Expectations. Right
or wrong, I had expectations of how war might impact my family. I was and naïve, having only a vague
understanding of the horror of war, and its impact on the family.
My husband was active duty before the war started, and at
the start of the current conflicts was deployed to Eastern Europe, training a
foreign military, in a relatively “safe” position. While he was away I saw other service members
coming back to where we were stationed, injured, but what appeared (in my mind)
to be “okay”. They were walking,
talking, getting prosthetics, and seemed to be moving on with life quite
well. I expected that if such things
happened to my husband, our family would do the same. I imagined that if he were wounded, he would
either be killed, or be like one of those I had seen, quietly moving on with
life.
What I did not see was those who were coming back with
injuries, that 20 years ago were not considered “survivable”. I did not see those who were so severely
wounded that they would require a lifetime of care.

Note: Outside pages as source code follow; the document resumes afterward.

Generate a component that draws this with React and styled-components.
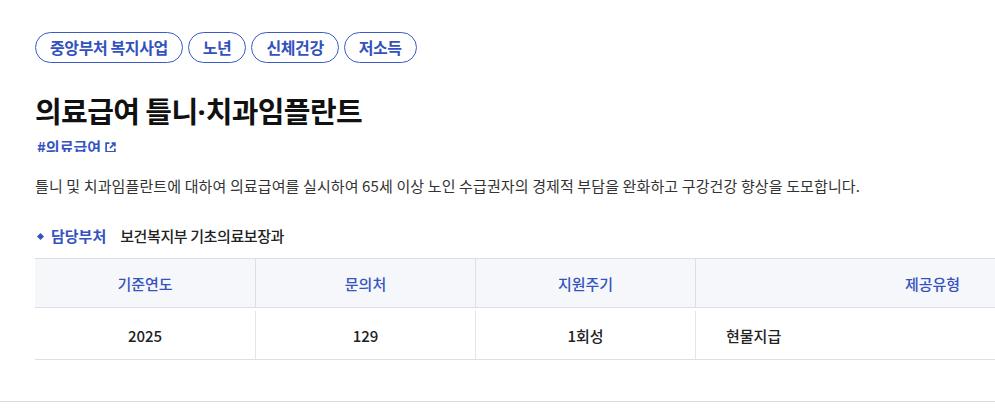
import React from 'react'
import styled, { createGlobalStyle } from 'styled-components'

const GlobalStyle = createGlobalStyle`
  html, body {
    margin: 0;
    padding: 0;
    background: #fff;
    overflow: hidden;
  }
  body {
    font-family: "Noto Sans CJK KR", "Noto Sans", sans-serif;
    color: #222;
  }
`

const Page = styled.section`
  width: 995px;
  height: 418px;
  overflow: hidden;
`

const Inner = styled.div`
  padding: 32px 0 41px 35px;
  border-bottom: 1px solid #d9d9d9;
`

const Tags = styled.ul`
  display: flex;
  gap: 5px;
  margin: 0;
  padding: 0;
  list-style: none;
`

const Tag = styled.li`
  height: 31px;
  box-sizing: border-box;
  padding: 0 14px;
  border: 1px solid #3a5bc7;
  border-radius: 16px;
  color: #3352bd;
  font-size: 16px;
  font-weight: 700;
  line-height: 29px;
  letter-spacing: -0.4px;
`

const Title = styled.h1`
  margin: 27px 0 0;
  height: 40px;
  font-size: 29px;
  font-weight: 700;
  line-height: 40px;
  letter-spacing: -0.6px;
  color: #111;
`

const Dot = styled.span`
  font-family: "Noto Sans", sans-serif;
  letter-spacing: 0;
  line-height: 0;
`

const HashClip = styled.div`
  height: 20px;
  overflow: hidden;
  margin-top: 2px;
`

const Hash = styled.a`
  display: inline-flex;
  align-items: center;
  gap: 4px;
  margin-left: 2px;
  color: #3553c0;
  font-size: 15px;
  font-weight: 700;
  line-height: 30px;
  text-decoration: none;
`

const Desc = styled.p`
  margin: 23px 0 0;
  font-size: 15px;
  line-height: 22px;
  color: #333;
  letter-spacing: 0.12px;
`

const Dept = styled.div`
  display: flex;
  align-items: center;
  margin-top: 28px;
  font-size: 15px;
  line-height: 22px;
`

const Bullet = styled.span`
  width: 5px;
  height: 5px;
  background: #3553c0;
  transform: rotate(45deg);
  margin: 0 8px 0 3px;
`

const DeptLabel = styled.span`
  color: #3553c0;
  font-weight: 700;
  margin-right: 14px;
`

const DeptValue = styled.span`
  color: #222;
  font-weight: 500;
  letter-spacing: -0.4px;
`

const Table = styled.div`
  margin-top: 11px;
  display: grid;
  grid-template-columns: 220px 220px 220px 474px;
  width: 1134px;
  border-top: 1px solid #dcdfe5;
  border-bottom: 1px solid #dcdfe5;
`

const Head = styled.div`
  height: 48px;
  background: #f5f7fa;
  border-bottom: 1px solid #dcdfe5;
  border-left: ${p => (p.$first ? 'none' : '1px solid #dcdfe5')};
  display: flex;
  align-items: center;
  justify-content: center;
  color: #3553c0;
  font-size: 15px;
  font-weight: 500;
`

const Cell = styled.div`
  height: 48px;
  box-sizing: border-box;
  padding: 0 ${p => (p.$left ? '30px' : '0')};
  display: flex;
  align-items: center;
  justify-content: ${p => (p.$left ? 'flex-start' : 'center')};
  border-left: ${p => (p.$first ? 'none' : '1px solid #e3e5ea')};
  color: #222;
  font-size: 15px;
  font-weight: 500;
  margin-top: 3px;
`

const ExternalIcon = () => (
  <svg width="11" height="11" viewBox="0 0 10 10" fill="none" stroke="#3553c0" strokeWidth="1.5">
    <path d="M4 1H1v8h8V6" />
    <path d="M6 1h3v3M9 1L4.5 5.5" />
  </svg>
)

const heads = ['기준연도', '문의처', '지원주기', '제공유형']
const cells = ['2025', '129', '1회성', '현물지급']

export default function App() {
  return (
    <>
      <GlobalStyle />
      <Page>
        <Inner>
          <Tags>
            <Tag>중앙부처 복지사업</Tag>
            <Tag>노년</Tag>
            <Tag>신체건강</Tag>
            <Tag>저소득</Tag>
          </Tags>
          <Title>의료급여 틀니<Dot>·</Dot>치과임플란트</Title>
          <HashClip>
            <Hash href="#">#의료급여<ExternalIcon /></Hash>
          </HashClip>
          <Desc>
            틀니 및 치과임플란트에 대하여 의료급여를 실시하여 65세 이상 노인 수급권자의 경제적 부담을 완화하고 구강건강 향상을 도모합니다.
          </Desc>
          <Dept>
            <Bullet />
            <DeptLabel>담당부처</DeptLabel>
            <DeptValue>보건복지부 기초의료보장과</DeptValue>
          </Dept>
          <Table>
            {heads.map((h, i) => (
              <Head key={h} $first={i === 0}>{h}</Head>
            ))}
            {cells.map((c, i) => (
              <Cell key={c} $first={i === 0} $left={i === 3}>{c}</Cell>
            ))}
          </Table>
        </Inner>
      </Page>
    </>
  )
}
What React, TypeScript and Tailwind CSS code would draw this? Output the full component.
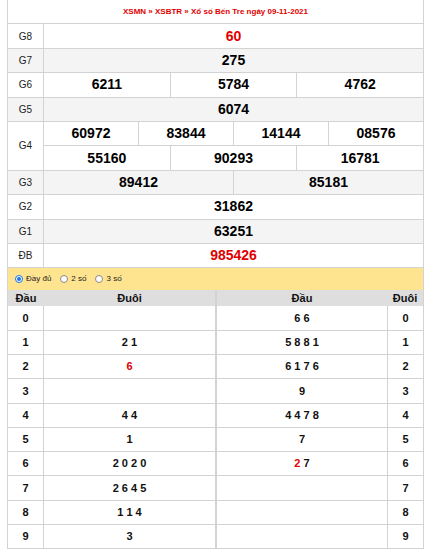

I am sure that I heard about one, or two
severe cases where the wounded were not expected to wake from a coma, but those
seemed extremely distant and rare.
The first real combat deployment wasn’t
bad. In fact, it was relatively
easy. Where he was at, the enemy was
ill-equipped and had little military training, so the threat was not that big. Other than the routine hardship of his
seventh deployment in a few years, it did not have a huge impact the family. Our oldest child was born after he got home,
and when she was two weeks old, he deployed again.
This time was different.
Losses were heavy and immediate. On
the inside of my front door, the command had asked us to tape up a neon green
form, listing the numbers of friends or neighbors that the chaplain should call
to sit with us in the event of a death notification. We were told to have passports ready in case
we needed to be at bedside in Germany.
It was all unsettling, but it seemed like there was a functioning
process and a good support network in place in the event of injury.
I was wrong. So
horribly wrong.
The day my husband was labeled “severely wounded”, every
process, every plan, every support system seemed pointless. I had no idea how we were going to survive
it. The type and combination of injuries
he sustained hadn’t been seen before in Navy medicine (and only a handful of
civilian doctors world-wide had seen it).
No one could give a prognosis, or even an accurate diagnosis. We went head first into a whole new life.
It’s been a decade since that day. We’ve worked hard to make a new life, to keep
moving forward. Treatment has advanced
in the last ten years, and he’s had improvement in some areas. I have adjusted to becoming a caregiver and learned
that a life I didn’t expect is not necessarily a bad one, just different. We’ve met a lot of inspiring and amazing
people, both warriors and those who care for them. - Elizabeth S.